À la mi-mars, deux personnes sont mortes à Bordeaux à la suite d'overdoses, probablement dues à la pratique du "chemsex", qui mêle rapports sexuels et usage de drogues. Les professionnels de santé insistent sur la nécessité de renforcer la prévention et d'accompagner les usagers.
De la drogue à moindre coût, utilisée pour booster ses performances sexuelles, accessible en quelques clics sur internet. C'est ce qu'on appelle le "chemsex", une activité à laquelle s'adonnent des partenaires rencontrés via des applications de rencontres, notamment, pendant parfois des week-end entiers.

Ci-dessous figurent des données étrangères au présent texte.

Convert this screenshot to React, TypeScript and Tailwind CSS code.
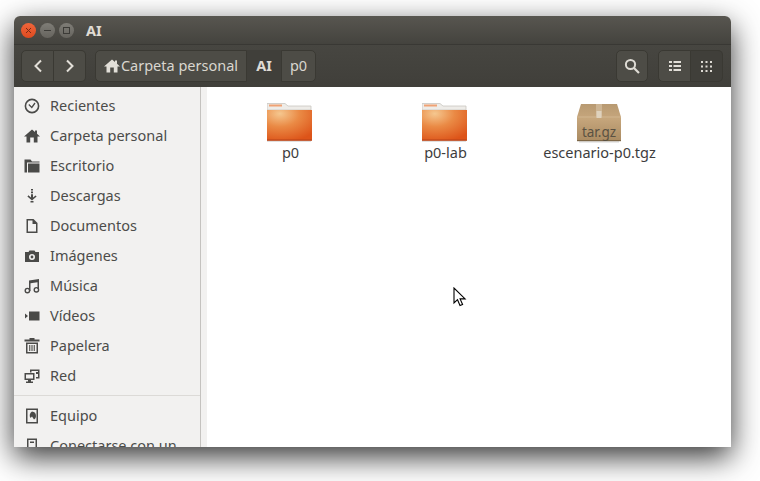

Le 12 mars, deux quarantenaires ont trouvé la mort à Bordeaux à la suite d'une overdose lors d'une de ces soirées, selon le parquet. Mais l'excès de consommation de drogue n'est pas le seul risque. Addictologue à l'hôpital suburbain du Bouscat, en périphérie de Bordeaux, Grégoire Cleirec, en énumère quelques-uns : "les infections sexuellement transmissibles, une grande fatigue et un affaiblissement, et sur le plan psychique et psychiatrique, une décompensation, avec une dépression, des troubles anxieux et psychotiques..."
Depuis 2016, le Comité d'étude Information sur la drogue (CEID) de Bordeaux propose un accompagnement aux usagers pour minimiser les risques. "Ça peut être du matériel qui va servir à la préparation, avec une "cup" qui va ne servir qu'une fois et qui sera jetée ensuite", explique Aurélie Lazec Charmetant, chargée de projet au CEID.
Tester les produits
Lors des soirées "chemsex", les drogues de synthèse comme la 3-MMC, associée au GHB ou au GBL, sont particulièrement populaires. Leurs attraits sont multiples : "La 3-MMC a un effet stimulant et modifie le niveau d'empathie tout en réduisant les douleurs lors de certaines pratiques sexuelles. Le GBL a des effets désinhibants proches de l'alcool, en plus intenses. En outre, ces drogues sont moins chères que la cocaïne", résume Sarah Perrin, sociologue spécialisée dans la prévention des addictions en Nouvelle-Aquitaine.
Le profil type des usagers de ces drogues de synthèse ?
Ce sont généralement des personnes insérées socialement, souvent des hommes âgés d'une quarantaine d'années.
Sarah Perrinsociologue - Centre Durkheim de Bordeaux
Ces drogues sont parfois inhalées, sniffées, avalées ou injectées, mais leur composition reste souvent inconnue des usagers. D'où l'intérêt de la tester au Comité d'étude et d'information sur la drogue et les addictions. "Les consommateurs viennent vérifier qu'ils ont le bon produit, qu'il n’y a pas inversion de molécule, savoir ce qu'ils consomment et minimiser les risques", explique Morane Barbarat, chimiste au CEID.
Déstigmatiser les usagers
L'efficacité des Centres de soin, d'accompagnement et de prévention en addictologie (Csapa) comme le CEID, ainsi que des centres d'accueil et d'accompagnement à la réduction des risques pour usagers de drogues (Caarud), n'est plus à démontrer. "L'urgence, c'est de renforcer les moyens de ces structures pour analyser les produits, accompagner psychologiquement les usagers, assurer des permanences en dehors des horaires de travail, de 18 à 21 heures, ainsi que des maraudes numériques pour les informer sur les applications de rencontre comme Grindr", explique Sarah Perrin.
Pour la sociologue, il faut aussi "déconstruire les représentations sur les drogues, encore empreintes de morale, d'idéologie." Alors que les drogues de synthèse se répandent au-delà des soirées chemsex, "dans des contextes festifs plus traditionnels, comme les fêtes techno", elle appelle à une approche "réaliste" du risque : "l'expérience montre que ce qui est efficace, c'est d'accompagner les usagers, sans porter de jugement."